/---
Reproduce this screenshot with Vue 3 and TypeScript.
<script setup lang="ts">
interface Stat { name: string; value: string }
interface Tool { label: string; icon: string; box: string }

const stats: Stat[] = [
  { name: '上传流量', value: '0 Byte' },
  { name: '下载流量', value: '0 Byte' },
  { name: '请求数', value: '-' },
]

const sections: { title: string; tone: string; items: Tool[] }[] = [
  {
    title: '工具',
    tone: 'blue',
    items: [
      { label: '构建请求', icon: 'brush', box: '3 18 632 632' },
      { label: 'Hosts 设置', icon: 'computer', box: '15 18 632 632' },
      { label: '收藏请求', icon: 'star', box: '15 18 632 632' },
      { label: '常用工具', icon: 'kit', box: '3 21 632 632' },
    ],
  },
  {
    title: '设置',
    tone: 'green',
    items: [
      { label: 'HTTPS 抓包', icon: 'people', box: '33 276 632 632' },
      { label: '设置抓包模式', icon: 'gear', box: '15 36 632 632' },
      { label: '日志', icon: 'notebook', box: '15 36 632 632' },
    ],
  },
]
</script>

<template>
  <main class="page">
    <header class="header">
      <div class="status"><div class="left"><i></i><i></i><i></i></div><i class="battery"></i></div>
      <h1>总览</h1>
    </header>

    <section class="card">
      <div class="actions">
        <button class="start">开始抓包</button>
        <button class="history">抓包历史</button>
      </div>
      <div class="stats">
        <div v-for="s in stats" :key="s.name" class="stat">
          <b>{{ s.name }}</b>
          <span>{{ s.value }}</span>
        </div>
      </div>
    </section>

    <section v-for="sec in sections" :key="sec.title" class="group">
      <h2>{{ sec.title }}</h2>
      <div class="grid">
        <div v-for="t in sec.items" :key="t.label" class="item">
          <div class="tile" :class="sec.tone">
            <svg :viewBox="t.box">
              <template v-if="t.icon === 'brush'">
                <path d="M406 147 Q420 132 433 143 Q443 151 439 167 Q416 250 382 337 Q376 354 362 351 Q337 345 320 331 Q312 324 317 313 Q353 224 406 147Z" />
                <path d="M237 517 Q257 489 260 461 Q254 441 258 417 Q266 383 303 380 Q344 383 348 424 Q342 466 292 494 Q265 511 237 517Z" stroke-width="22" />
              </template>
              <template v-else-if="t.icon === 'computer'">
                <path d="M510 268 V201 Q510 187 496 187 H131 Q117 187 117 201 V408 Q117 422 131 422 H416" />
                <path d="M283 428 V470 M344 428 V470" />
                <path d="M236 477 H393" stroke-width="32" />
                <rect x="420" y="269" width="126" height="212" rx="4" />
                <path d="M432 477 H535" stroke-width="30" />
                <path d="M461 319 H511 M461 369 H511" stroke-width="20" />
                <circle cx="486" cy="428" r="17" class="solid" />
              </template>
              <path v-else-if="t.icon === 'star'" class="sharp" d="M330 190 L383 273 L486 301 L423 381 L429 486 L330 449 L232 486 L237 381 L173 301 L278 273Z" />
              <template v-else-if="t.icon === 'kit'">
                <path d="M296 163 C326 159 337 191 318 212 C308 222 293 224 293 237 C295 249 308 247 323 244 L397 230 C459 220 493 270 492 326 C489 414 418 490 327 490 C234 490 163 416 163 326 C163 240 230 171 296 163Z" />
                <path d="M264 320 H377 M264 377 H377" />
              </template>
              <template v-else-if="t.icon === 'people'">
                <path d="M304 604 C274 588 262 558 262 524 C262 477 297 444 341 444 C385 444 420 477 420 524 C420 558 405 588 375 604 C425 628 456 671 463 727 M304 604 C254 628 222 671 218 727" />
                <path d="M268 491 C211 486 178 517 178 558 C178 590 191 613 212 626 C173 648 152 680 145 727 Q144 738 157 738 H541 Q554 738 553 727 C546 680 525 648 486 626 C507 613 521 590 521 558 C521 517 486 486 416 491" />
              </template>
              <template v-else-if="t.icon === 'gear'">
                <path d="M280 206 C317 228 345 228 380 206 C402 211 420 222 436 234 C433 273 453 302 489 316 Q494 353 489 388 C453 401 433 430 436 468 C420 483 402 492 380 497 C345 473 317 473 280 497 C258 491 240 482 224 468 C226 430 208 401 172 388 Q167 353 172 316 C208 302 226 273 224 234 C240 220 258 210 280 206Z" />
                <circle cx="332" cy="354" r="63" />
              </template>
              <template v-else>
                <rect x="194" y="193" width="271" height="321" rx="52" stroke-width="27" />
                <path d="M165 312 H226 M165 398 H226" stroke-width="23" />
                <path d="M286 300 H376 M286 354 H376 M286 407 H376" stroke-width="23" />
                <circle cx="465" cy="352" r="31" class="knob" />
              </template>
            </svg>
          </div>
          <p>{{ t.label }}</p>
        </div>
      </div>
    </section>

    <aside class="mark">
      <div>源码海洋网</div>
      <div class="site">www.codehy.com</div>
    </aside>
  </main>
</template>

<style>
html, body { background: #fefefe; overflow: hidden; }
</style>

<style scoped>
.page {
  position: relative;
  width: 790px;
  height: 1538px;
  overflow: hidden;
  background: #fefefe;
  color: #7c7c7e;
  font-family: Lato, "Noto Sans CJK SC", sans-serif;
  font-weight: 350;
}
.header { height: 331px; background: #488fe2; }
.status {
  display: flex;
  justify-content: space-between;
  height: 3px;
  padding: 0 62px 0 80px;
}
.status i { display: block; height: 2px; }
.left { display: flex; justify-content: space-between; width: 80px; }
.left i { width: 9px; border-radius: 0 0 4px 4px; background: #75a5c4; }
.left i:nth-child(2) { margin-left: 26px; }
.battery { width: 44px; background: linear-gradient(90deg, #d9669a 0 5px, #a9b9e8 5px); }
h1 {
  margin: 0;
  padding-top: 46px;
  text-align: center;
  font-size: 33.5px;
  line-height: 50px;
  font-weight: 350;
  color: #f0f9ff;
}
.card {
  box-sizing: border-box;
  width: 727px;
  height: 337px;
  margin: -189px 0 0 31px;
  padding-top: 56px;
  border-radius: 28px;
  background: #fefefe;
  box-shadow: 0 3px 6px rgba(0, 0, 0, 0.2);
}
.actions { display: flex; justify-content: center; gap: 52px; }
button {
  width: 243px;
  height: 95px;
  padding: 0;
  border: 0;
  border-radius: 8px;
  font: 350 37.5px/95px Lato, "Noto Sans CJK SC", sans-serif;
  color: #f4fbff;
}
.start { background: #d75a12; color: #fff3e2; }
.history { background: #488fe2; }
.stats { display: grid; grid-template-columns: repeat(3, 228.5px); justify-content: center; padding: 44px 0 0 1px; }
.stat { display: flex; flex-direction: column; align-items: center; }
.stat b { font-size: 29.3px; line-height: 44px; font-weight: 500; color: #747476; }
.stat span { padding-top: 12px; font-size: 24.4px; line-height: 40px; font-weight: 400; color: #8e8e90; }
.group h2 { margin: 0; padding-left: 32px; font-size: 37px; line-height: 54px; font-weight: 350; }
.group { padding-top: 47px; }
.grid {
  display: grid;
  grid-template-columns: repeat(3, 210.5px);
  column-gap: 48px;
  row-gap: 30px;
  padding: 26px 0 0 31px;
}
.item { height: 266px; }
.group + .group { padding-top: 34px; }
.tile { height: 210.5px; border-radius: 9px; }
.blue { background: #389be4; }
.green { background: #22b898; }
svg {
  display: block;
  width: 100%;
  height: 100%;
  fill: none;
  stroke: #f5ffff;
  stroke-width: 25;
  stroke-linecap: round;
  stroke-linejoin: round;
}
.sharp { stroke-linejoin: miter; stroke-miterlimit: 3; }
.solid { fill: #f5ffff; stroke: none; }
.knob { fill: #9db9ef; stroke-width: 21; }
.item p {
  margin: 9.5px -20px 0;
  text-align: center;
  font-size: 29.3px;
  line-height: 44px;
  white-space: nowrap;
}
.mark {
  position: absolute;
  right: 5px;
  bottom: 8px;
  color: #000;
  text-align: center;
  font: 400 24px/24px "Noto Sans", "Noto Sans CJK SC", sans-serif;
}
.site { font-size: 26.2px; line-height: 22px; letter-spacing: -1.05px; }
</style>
\---
/---
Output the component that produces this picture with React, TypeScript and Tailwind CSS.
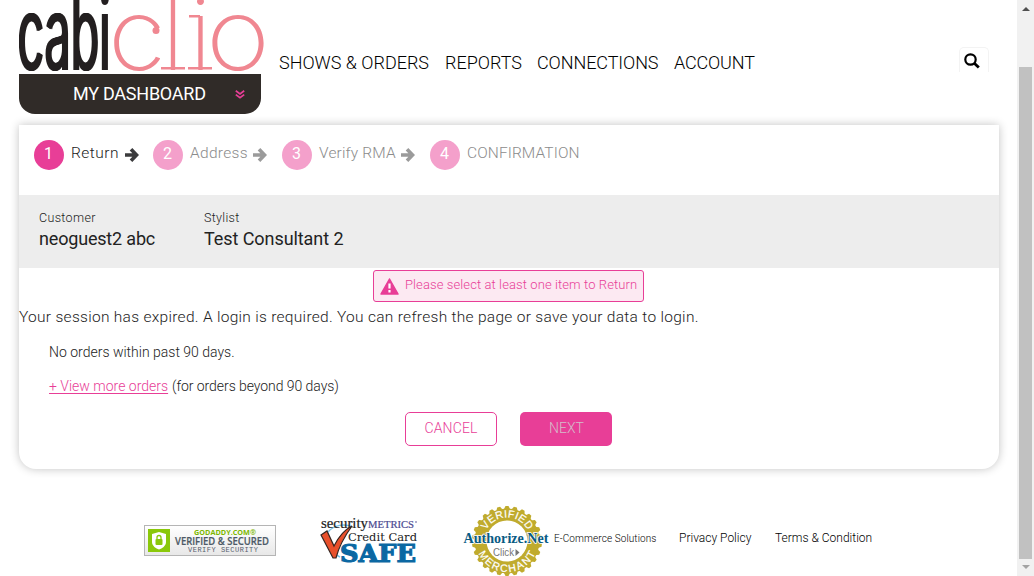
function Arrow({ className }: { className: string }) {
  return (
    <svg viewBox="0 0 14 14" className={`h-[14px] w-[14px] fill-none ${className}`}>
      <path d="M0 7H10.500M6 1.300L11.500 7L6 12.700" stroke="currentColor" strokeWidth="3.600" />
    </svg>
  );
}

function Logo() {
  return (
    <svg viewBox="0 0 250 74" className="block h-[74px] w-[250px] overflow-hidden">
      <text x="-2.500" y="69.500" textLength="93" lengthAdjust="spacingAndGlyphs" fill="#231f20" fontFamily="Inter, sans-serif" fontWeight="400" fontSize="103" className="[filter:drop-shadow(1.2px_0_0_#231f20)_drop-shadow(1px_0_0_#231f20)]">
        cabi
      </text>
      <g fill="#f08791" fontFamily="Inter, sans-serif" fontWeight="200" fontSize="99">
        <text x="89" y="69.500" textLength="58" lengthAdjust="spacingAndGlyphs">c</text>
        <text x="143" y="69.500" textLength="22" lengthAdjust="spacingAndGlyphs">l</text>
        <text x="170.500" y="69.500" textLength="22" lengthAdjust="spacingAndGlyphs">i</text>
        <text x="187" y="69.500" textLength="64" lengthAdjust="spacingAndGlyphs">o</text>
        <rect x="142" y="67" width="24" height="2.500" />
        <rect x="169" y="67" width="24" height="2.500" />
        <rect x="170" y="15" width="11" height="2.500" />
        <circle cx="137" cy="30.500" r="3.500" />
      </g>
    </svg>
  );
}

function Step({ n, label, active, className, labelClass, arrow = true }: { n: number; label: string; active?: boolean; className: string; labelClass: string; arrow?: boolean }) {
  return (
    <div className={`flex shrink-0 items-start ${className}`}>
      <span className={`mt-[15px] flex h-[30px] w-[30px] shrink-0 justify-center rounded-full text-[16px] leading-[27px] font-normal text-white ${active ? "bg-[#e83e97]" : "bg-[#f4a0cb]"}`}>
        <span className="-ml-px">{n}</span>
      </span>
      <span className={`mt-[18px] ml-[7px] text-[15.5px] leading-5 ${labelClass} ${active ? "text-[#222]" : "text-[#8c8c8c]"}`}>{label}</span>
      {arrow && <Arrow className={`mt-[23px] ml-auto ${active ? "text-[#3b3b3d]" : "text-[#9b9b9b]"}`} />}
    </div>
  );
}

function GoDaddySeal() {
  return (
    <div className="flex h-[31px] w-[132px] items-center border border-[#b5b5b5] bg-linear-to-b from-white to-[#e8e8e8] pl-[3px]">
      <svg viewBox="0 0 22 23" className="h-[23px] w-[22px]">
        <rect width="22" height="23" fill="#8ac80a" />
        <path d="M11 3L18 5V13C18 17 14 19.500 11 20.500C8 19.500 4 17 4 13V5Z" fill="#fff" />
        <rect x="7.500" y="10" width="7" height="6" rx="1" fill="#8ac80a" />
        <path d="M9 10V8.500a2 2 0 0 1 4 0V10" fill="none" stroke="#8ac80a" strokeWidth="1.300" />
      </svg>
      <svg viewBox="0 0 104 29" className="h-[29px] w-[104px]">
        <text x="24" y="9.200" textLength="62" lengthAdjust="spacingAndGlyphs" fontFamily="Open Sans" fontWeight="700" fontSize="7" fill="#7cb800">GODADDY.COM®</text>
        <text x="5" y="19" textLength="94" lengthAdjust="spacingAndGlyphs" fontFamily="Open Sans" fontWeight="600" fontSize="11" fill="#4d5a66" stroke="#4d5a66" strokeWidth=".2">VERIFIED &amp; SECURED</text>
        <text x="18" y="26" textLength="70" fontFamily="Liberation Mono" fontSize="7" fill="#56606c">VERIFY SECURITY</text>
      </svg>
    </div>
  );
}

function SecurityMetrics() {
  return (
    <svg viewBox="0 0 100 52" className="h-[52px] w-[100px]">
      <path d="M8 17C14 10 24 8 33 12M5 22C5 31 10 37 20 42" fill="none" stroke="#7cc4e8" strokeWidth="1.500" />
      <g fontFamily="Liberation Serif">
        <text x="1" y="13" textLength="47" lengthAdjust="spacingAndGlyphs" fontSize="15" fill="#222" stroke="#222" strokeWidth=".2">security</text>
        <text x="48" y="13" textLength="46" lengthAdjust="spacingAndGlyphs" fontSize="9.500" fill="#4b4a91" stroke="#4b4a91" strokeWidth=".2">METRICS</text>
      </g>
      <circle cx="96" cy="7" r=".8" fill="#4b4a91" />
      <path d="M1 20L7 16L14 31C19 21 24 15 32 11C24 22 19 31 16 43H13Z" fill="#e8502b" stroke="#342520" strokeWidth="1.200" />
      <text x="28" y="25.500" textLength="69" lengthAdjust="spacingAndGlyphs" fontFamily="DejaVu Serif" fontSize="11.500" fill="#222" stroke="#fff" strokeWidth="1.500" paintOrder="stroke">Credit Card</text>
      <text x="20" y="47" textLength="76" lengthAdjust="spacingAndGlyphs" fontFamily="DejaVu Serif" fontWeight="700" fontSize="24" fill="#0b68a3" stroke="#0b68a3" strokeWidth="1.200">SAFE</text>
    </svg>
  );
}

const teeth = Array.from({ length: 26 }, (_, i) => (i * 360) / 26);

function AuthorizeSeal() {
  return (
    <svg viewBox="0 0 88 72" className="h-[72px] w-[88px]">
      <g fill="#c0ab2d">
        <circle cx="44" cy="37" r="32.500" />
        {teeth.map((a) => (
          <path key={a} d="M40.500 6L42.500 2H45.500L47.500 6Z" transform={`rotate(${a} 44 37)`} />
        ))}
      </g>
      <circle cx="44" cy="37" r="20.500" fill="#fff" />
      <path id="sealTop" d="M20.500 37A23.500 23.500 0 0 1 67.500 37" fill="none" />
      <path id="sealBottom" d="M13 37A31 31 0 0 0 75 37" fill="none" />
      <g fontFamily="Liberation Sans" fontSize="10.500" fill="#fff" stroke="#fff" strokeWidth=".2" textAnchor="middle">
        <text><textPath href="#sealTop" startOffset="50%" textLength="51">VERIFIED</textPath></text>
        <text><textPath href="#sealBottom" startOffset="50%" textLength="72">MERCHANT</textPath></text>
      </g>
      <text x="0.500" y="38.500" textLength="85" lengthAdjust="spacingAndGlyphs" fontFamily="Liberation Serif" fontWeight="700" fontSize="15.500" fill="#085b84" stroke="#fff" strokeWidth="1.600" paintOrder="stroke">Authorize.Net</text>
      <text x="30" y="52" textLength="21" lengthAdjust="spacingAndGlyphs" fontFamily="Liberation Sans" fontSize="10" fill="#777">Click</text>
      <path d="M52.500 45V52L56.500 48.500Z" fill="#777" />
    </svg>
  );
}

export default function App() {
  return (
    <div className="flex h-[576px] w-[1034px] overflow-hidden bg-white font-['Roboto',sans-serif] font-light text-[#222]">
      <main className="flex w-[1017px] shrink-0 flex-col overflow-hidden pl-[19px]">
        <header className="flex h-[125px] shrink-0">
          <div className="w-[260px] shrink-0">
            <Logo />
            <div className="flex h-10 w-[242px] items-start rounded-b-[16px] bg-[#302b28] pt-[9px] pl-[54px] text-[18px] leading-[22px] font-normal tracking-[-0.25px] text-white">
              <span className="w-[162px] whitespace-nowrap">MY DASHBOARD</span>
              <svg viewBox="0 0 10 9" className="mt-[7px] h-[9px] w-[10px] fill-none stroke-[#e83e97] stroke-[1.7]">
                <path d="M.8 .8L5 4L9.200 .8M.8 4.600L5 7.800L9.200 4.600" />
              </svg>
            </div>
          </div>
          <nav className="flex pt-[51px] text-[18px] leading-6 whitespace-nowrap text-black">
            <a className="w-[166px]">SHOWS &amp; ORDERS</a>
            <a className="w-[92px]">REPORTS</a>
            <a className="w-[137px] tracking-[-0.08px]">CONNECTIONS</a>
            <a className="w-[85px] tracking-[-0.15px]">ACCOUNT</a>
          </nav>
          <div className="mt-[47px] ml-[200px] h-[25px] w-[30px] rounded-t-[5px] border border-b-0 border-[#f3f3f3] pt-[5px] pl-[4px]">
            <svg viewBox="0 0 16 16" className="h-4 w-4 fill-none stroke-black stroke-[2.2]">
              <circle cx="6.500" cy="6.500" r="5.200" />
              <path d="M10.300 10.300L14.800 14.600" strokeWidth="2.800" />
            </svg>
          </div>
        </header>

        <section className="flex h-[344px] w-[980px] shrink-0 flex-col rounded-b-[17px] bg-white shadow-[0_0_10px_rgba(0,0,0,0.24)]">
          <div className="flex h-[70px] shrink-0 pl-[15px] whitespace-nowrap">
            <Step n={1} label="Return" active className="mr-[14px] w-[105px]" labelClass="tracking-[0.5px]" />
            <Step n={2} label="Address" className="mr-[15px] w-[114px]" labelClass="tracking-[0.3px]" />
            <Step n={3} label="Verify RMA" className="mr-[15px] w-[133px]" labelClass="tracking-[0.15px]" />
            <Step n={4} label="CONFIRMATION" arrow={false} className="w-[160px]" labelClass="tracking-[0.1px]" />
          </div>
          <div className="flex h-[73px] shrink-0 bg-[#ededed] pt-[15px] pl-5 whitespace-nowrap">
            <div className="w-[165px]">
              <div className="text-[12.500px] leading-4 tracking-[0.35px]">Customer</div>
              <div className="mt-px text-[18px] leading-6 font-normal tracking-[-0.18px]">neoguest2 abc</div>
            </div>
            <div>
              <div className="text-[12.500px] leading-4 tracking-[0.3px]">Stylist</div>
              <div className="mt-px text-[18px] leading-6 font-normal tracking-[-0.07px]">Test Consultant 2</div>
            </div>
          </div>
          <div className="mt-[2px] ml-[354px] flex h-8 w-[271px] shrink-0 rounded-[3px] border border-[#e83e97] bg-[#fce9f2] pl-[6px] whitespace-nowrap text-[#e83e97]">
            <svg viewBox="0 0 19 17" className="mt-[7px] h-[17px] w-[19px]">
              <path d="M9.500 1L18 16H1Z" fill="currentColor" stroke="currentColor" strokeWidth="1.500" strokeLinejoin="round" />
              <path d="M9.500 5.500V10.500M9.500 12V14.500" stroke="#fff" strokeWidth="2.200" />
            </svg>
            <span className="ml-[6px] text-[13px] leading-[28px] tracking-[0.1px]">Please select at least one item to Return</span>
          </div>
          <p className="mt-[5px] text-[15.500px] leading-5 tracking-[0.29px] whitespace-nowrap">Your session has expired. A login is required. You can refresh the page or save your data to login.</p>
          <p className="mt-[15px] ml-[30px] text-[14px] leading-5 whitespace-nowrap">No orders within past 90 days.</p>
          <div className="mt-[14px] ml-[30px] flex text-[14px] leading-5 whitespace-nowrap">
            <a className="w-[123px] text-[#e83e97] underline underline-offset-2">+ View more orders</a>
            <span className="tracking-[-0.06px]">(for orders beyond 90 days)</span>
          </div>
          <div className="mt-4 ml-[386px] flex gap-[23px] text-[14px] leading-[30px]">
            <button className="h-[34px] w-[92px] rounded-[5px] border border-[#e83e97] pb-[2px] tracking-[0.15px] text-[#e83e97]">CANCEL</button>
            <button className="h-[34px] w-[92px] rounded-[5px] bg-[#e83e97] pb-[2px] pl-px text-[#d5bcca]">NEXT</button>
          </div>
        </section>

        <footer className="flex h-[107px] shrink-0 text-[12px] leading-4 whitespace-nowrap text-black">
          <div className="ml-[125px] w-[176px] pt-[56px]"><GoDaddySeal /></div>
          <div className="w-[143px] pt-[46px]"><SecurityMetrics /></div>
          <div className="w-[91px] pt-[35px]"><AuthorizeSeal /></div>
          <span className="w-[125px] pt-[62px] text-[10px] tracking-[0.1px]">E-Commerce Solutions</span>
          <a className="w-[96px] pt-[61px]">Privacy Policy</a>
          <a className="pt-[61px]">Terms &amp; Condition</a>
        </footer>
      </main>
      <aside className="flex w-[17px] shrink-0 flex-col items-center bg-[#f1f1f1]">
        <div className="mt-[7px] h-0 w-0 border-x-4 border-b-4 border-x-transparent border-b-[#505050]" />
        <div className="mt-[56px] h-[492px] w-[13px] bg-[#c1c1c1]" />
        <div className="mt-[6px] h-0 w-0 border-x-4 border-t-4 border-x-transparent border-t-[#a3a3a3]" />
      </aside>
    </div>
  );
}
\---
### Problem statement
Your answer should be a single number: the count of lines holding the word "TypeScript".

### Output of the task
2